Page 1 of 1

[Solved] Corrupted file (SAXParseException error)

PostPosted: Sun Jan 20, 2019 10:30 pm
by a1ro
Good day. I can not open the file in LibreOffice. It gives an error with the following content:
SAXParseException: "No namespace defined for pic"
SAXParseException: '{word / document.xml line 20}: Namespace prefix pic on bodyPr is not defined
Stream 'word / document.xml', Line 20, Colum 23379
Please help restore the document. Writing language: Russian.

My file

Re: Corrupted file (SAXParseException error)

PostPosted: Mon Jan 21, 2019 12:16 am
by Lupp
You posted the question in the LibreOffice branch, but your signature tells you are using V 3.1.
This is inconsistent. In addition OOo V 3.1 is very old. I don't think it ever claimed to be able to work with docx.

The document you attached is in MS(TM)-docx representation. Was it created with MS-Office? If so an MS forum might be the correct place for the thread. If not: Always use the internationally approved odf formats to save LibreOffice/Apache OpenOffice/ documents.

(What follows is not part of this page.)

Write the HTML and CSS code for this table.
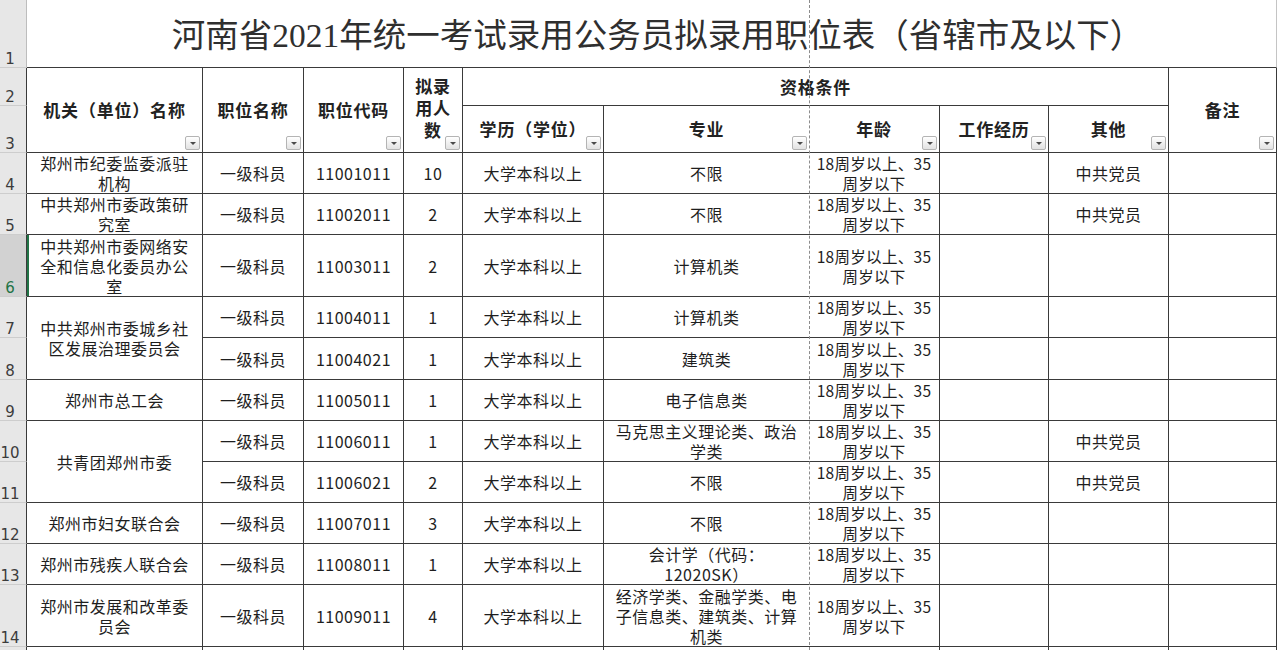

Did you already check the result you get if you ignore the error?

What I got with LibO V ignoring the error you find here: ... gnored.odt. There may a graphical object be missing.

I don't know enough about docx to help you beyond this. Trying to locate the problem in the wrapped-in document.xml I failed due to my lack of knowledge.

Re: Corrupted file (SAXParseException error)

PostPosted: Mon Jan 21, 2019 12:19 am
by RoryOF
Lupp's result (linked above) is very close to what I got using a different method to Lupp. I doubt you will get anything better.

Re: Corrupted file (SAXParseException error)

PostPosted: Mon Jan 21, 2019 3:08 am
by John_Ha
Having examined the file it appears this is the normal type of error where all the user content before the error is displayed OK. However, all the user content following the error, even well formed content, is not displayed even though it is still present in the document.xml file.

I think the error has been caused by LO when writing a .docx file.

The last word displayed in the corrupted file is "Схема:"

When I pretty printed document.xml I got an XML parsing error at line 18625 "Namespace prefix pic on bodyPr is not defined". I do not know what that means nor how to fix it. Had I been able to fix it I think the file would then have opened. There have been other posts - see search on namespace prefix

Very soon after "Схема:" a <mc:AlternateContent> tag appears which means what follows is not part of the OOXML standard. The error causing the problem is within the AlternateContent about 120 lines later. The AlternateContent is probably an MS Textbox.



The only thing I could do was strip all the XML tags to recover all the user text in the file. It is completely unformatted but it does have all the user text. If you want the images just unzip the .odt file and look in the media folder.

NB This file is complicated by having an MS Textbox (an MS Textbox is part of MS Draw). LO supports and displays MS Textboxes and their content but AOO neither supports nor displays MS Textboxes. Hence, regardless of the error, AOO would never have displayed anything between the <mc:AlternateContent> and the </mc:AlternateContent> tags.

See [Tutorial] Differences between Writer and MS Word files for why you should always work in and save files as .odt.

Re: Corrupted file (SAXParseException error)

PostPosted: Mon Jan 21, 2019 9:05 am
by a1ro
Many thanks to all who responded.
"John_Ha" you helped me a lot!

Re: Corrupted file (SAXParseException error)

PostPosted: Mon Jan 21, 2019 1:55 pm
by Lupp
I probably got a bit more repaired. Check the linked file to find out. Of course, there are still missing a few objects, but text (56 pages), structure, and formatting should widely be preserved. ... tegory.odt

Please tell me if I shall remove the files (the one linked here and the one linked yesterday) from public access.

Re: Corrupted file (SAXParseException error)

PostPosted: Mon Jan 21, 2019 2:23 pm
by a1ro
Lupp, thank you so much! The document looks like the original. Thanks again to all those who responded!